Lorsque les policiers sont arrivés après l’évasion, ils ont noté sur leur PV qu’il était « recroquevillé dans un coin », semblait « choqué, incrédule ». La présidente insiste, compte tenu du nombre de parloirs avec son frère, n’a-t-il pas pu faire passer des informations aux membres du commando ? Qui a donné le top départ de l’opération ? « Je ne sais pas, moi, je suis hors de tout cela », insiste-t-il, rappelant qu’il a laissé son téléphone, à l’entrée et que la téléphonie n’a jamais mis en lumière de message suspect. Et que penser de ces 48 heures passées en unité de vie familiale – sorte d’appartement au sein de la prison - avec Rachid et Rédoine deux mois auparavant ? « Il n’y a jamais eu de complot, insiste-t-il, je n’étais au courant de rien. » Brahim Faïd a été mis en examen sur le tard, soupçonné d’avoir pris des contacts dans un précédant projet d’évasion qui a finalement été abandonné.

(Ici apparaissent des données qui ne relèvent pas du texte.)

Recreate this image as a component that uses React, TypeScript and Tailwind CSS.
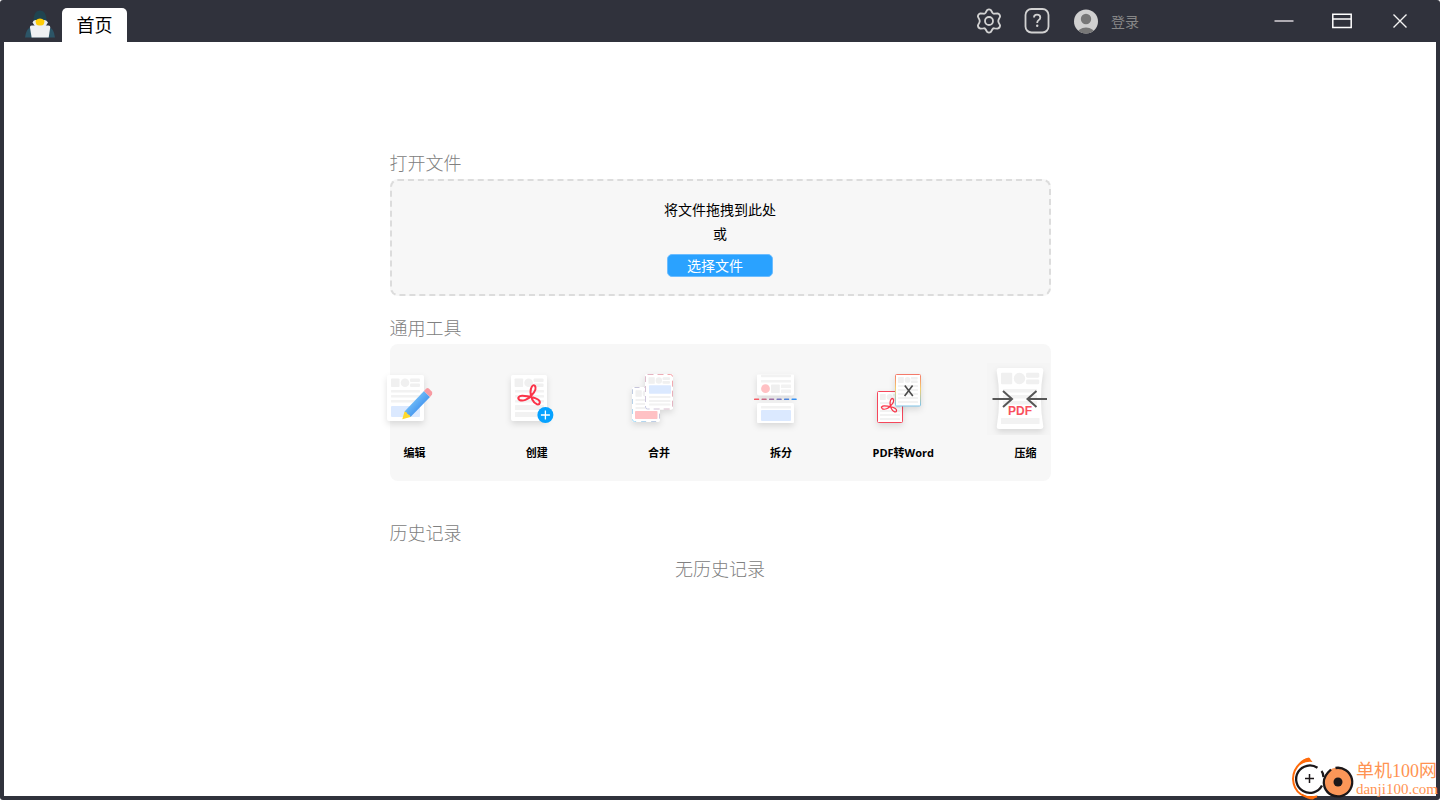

« J’en veux à mon frère d’avoir embarqué tout le monde dans cette histoire », confie Rachid Faïd, affirmant que s’il avait su que Brahim et trois de ses neveux seraient un jour devant une cour d’assises, il aurait « refusé de participer ». A l’autre bout du box, Rédoine l’écoute. En fin de journée, la présidente lui demande s’il souhaite réagir. « Je m’en veux énormément, c’est le meilleur frère du monde », confie-t-il, assurant que, lundi, lors de son audition, il dirait des choses qui « éclaireraient » la cour.